I don’t know if it’s the same elsewhere but in the
the TV is crammed with cookery programmes. AND FOR THE MOST PART I HATE THE
PREMISS THEY’RE ALL BASED ON. Sorry, I must calm down and explain. Let’s start
back in the late 80s. I made a series of educational programmes in UK about
various aspects of French culture and one of them, naturally enough, focused on
food and leisure. At the time, we’d all at last moved out of that vile
‘nouvelle cuisine’ phase – you know the one, where a chef would cut a pea into
maybe 7 or 8 slices, arrange them in a crescent in the middle of a plate the
size of a basketball court, put 3 millimetres of something red near them and
charge you £17.99 for it. BUT … France
…when I interviewed a lecturer in the cookery school of an excellent college of commerce in Agen, where we’d just eaten a delicious lunch cooked by the students, he insisted that ‘presentation’ was a very important part of the discipline they had to learn. And presentation has come to prevail. So what do we get nowadays?

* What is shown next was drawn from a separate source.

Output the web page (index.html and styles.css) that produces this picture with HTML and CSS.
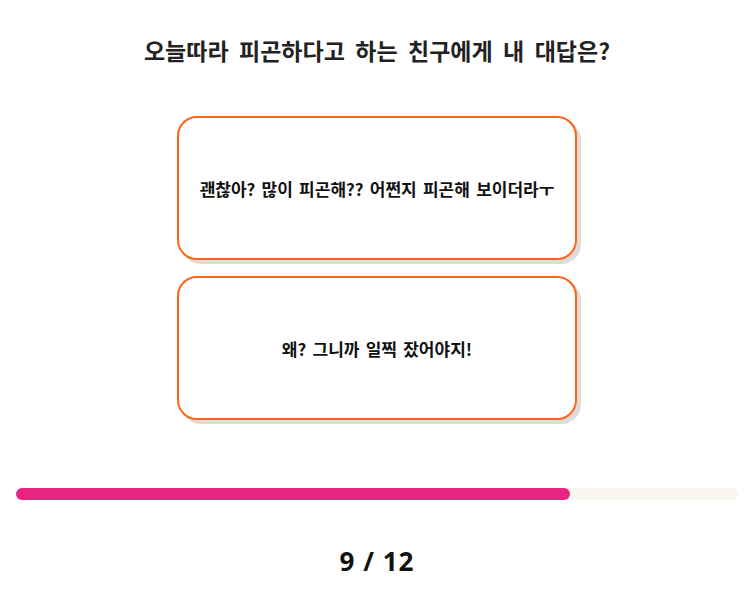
FILE: index.html
```html
<!DOCTYPE html>
<html lang="ko">
<head>
<meta charset="utf-8">
<link rel="stylesheet" href="styles.css">
</head>
<body>
<div class="page">
  <h1 class="question">오늘따라 피곤하다고 하는 친구에게 내 대답은?</h1>
  <div class="answers">
    <button class="answer">괜찮아? 많이 피곤해?? 어쩐지 피곤해 보이더라ㅜ</button>
    <button class="answer">왜? 그니까 일찍 잤어야지!</button>
  </div>
  <div class="progress"><div class="progress-fill" style="width: 76.7%"></div></div>
  <div class="count">9 / 12</div>
</div>
</body>
</html>
```
FILE: styles.css
```css
html, body {
  margin: 0;
  padding: 0;
  background: #fff;
}
body {
  font-family: "Noto Sans CJK KR", "Noto Sans", sans-serif;
}
.page {
  padding: 0 10px 0 16px;
  display: flex;
  flex-direction: column;
  align-items: center;
}
.question {
  margin: 35px 0 0;
  font-size: 23px;
  font-weight: 700;
  color: #222;
  line-height: 30px;
  word-spacing: 4px;
  text-align: center;
}
.answers {
  margin-top: 51px;
  display: flex;
  flex-direction: column;
  gap: 16px;
}
.answer {
  width: 400px;
  height: 144px;
  border: 2px solid #ff6412;
  border-radius: 20px;
  background: #fff;
  box-shadow: 4px 4px 0 #dcdcdc;
  font-family: "Noto Sans CJK KR", "Noto Sans", sans-serif;
  font-size: 17px;
  font-weight: 700;
  color: #111;
  word-spacing: 1.5px;
  padding: 0;
}
.progress {
  align-self: stretch;
  margin-top: 68px;
  height: 12px;
  border-radius: 6px;
  background: #f9f6f1;
}
.progress-fill {
  height: 100%;
  border-radius: 6px;
  background: #e72583;
}
.count {
  margin-top: 46px;
  font-family: "Open Sans", "Noto Sans", sans-serif;
  font-size: 26px;
  font-weight: 700;
  letter-spacing: 1px;
  color: #111;
  line-height: 30px;
}
```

I could sort of understand it when they turned radishes into miniature roses or created crenellated carrots or turned beetroots into red spaghetti, but they’ve gone mad now. First it was towers of things – the same basketball plate but now with a tube of layered stuff in the middle with a sprig of flat parsley stuck in the top, or maybe a biscuit made out of a thin slice of pig. But soon that wasn’t enough. They had first to drizzle stuff, then drizzling was passé so they took ages making a flavour-filled sauce then put a small dollop of it somewhere on the plate and scraped it with a spoon to form a smear. This smear was neighbour to a minute portion of salmon or rabbit or venison or lamb or Gloucester Old Spot which was sliced into a small fan with some fragments of coloured things (one assumed vegetables) arranged on and around it. Nearby, if you were lucky, might be a fraction of a potato carved and teased into a curly or flat shape. And it could even be dusted with something that might be an exotic spice but looked like dandruff.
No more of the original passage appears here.